Implementing Web Workers got rid of most of our jank problems and helped make our portfolio page perform smoothly, even in cases where users had several thousand entities in their portfolios that each had several hundred individual "things" to count.

Keep in mind that it takes roughly ~45ms for a worker to spin up. Based on our testing that was slightly slower than the time it took for a trivial category of "things" to be counted for a full portfolio of 3500 companies, and about a tenth of the time it would take to count some of our larger categories of "things". Your mileage may vary and it's important to make sure that you're not going to be creating more jank on your web page by adding workers than you would be by optimizing your code.

Tying it all Together with Webpack

We make extensive use of Webpack during our build process to do everything from transpiling our React code into ES5 compatible Javascript to injecting SCSS variables into our style sheets. The reference implementation for Web Workers specifically states that you have to load them as separate assets from the main Javascript files. Given that we try and keep consistent syntax throughout our codebase, we wanted to be able to import our worker Javascript code directly into the workers and load them up.

Webpack had an excellent worker-loader (link) that required us to make only a minor change to our webpack.config.js to get everything working:

{
test
: /worker\.js$/,
include
: paths.appSrc,
loaders
: [
'babel-loader',
'worker-loader?name=static/js/[hash].worker.js'
]
}

This took any Javascript file with a name ending in worker.js, transpiled the code using babel, and then ran it through the worker-loader to move it to our static/js/ directory. If you take a look at the worker file itself, you can see where we simply require the needed code directly; Webpack took care of bundling that code into a separate worker, and then loading it up as needed in our worker-controller.

Conclusion

Overall, we were able to filter through a large number of arbitrary objects by composing a number of separate predicate functions together. In counting the filtered collection, we were able to significantly improve our page load/render time by moving our counting code from our main execution thread to Web Workers and were also able to improve the speed of this code by making a number of micro optimizations to the counting code.
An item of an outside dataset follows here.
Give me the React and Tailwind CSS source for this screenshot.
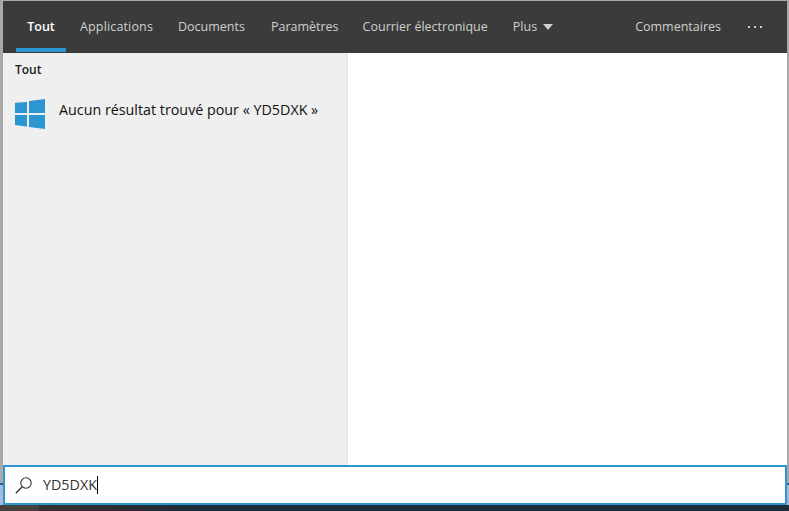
import React from 'react';

const font = "font-['Open_Sans','Noto_Sans',sans-serif]";

const tabs = [
  { label: 'Applications', cls: 'ml-[14px] tracking-[0.15px]' },
  { label: 'Documents', cls: 'ml-[25px]' },
  { label: 'Paramètres', cls: 'ml-[26px]' },
  { label: 'Courrier électronique', cls: 'ml-[24px]' },
];

const WindowsLogo = () => (
  <svg width="30" height="30" viewBox="0 0 30 30" fill="#2b96d2" className="shrink-0 mt-[5px]">
    <path d="M0 3.7 L12 3 V14 H0 Z" />
    <path d="M14 2 L30 0 V14 H14 Z" />
    <path d="M0 16 H12 V27.7 L0 26 Z" />
    <path d="M14 16 H30 V30 L14 28 Z" />
  </svg>
);

const SearchIcon = () => (
  <svg width="18" height="18" viewBox="0 0 18 18" fill="none" stroke="#333" strokeWidth="1.1">
    <circle cx="11" cy="7" r="5.2" />
    <path d="M7.2 10.8 L0.8 17.2" strokeWidth="1.3" />
  </svg>
);

export default function App() {
  return (
    <div className={`w-[789px] h-[511px] flex flex-col bg-[linear-gradient(to_bottom,#a9a9a9_483px,#3a5a8a_483px,#3a5a8a_485px,#a3bcd8_485px)] overflow-hidden ${font}`}>
      <div className="flex-1 min-h-0 flex flex-col mt-[1px] ml-[3px] mr-[2px]">
        {/* Top tabs */}
        <div className="h-[52px] shrink-0 bg-[#3b3b3b] flex items-stretch text-[12.5px] text-[#cfcfcf]">
          <div className="ml-[13px] mb-[1px] w-[50px] flex items-center justify-center border-b-[4px] border-[#2b96d2] pt-[6px] font-semibold text-white">
            Tout
          </div>
          {tabs.map((t) => (
            <div key={t.label} className={`${t.cls} flex items-center`}>
              {t.label}
            </div>
          ))}
          <div className="ml-[25px] flex items-center gap-[6px]">
            Plus
            <span className="w-0 h-0 border-x-[5.5px] border-x-transparent border-t-[6px] border-t-[#cfcfcf]" />
          </div>
          <div className="ml-auto flex items-center">Commentaires</div>
          <div className="ml-[27px] mr-[25px] flex items-center gap-[4px]">
            <span className="w-[2px] h-[2px] bg-[#cfcfcf]" />
            <span className="w-[2px] h-[2px] bg-[#cfcfcf]" />
            <span className="w-[2px] h-[2px] bg-[#cfcfcf]" />
          </div>
        </div>

        {/* Results */}
        <div className="flex-1 min-h-0 flex">
          <div className="w-[345px] shrink-0 bg-[#efefef] border-r border-[#e4e4e4] px-[12px]">
            <div className="mt-[9px] text-[12px] font-semibold leading-[16px] text-[#1a1a1a]">Tout</div>
            <div className="mt-[16px] flex items-start gap-[14px]">
              <WindowsLogo />
              <span className="mt-[6px] text-[14.3px] leading-[20px] text-[#111]">Aucun résultat trouvé pour « YD5DXK »</span>
            </div>
          </div>
          <div className="flex-1 bg-white" />
        </div>

        {/* Search box */}
        <div className="h-[40px] shrink-0 bg-white border-2 border-[#2b96d2] flex items-center pl-[10px] text-[14.3px] text-[#333]">
          <SearchIcon />
          <span className="ml-[10px]">YD5DXK</span>
          <span className="w-px h-[18px] bg-black" />
        </div>
      </div>
      <div className="h-[6px] shrink-0 bg-[linear-gradient(to_right,#45423b_0px,#45423b_38px,#33322f_40px,#2c2e30_110px,#1d2c38_200px)]" />
    </div>
  );
}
An obvious question after reading this post is: why not just filter and count everything on the back end? True, the majority of work described in this post could be accomplished using something like Elastic Search and SearchKit. The primary reason we didn't go that route in this case was simplicity — data needed to display our portfolio page was composed from several different microservices, and the work of creating a composition layer for these services would have been non-trivial. As we continue to add more information and filters to our portfolio page it is very likely that we'll move towards such an architecture, but for now, this is a solid middle ground.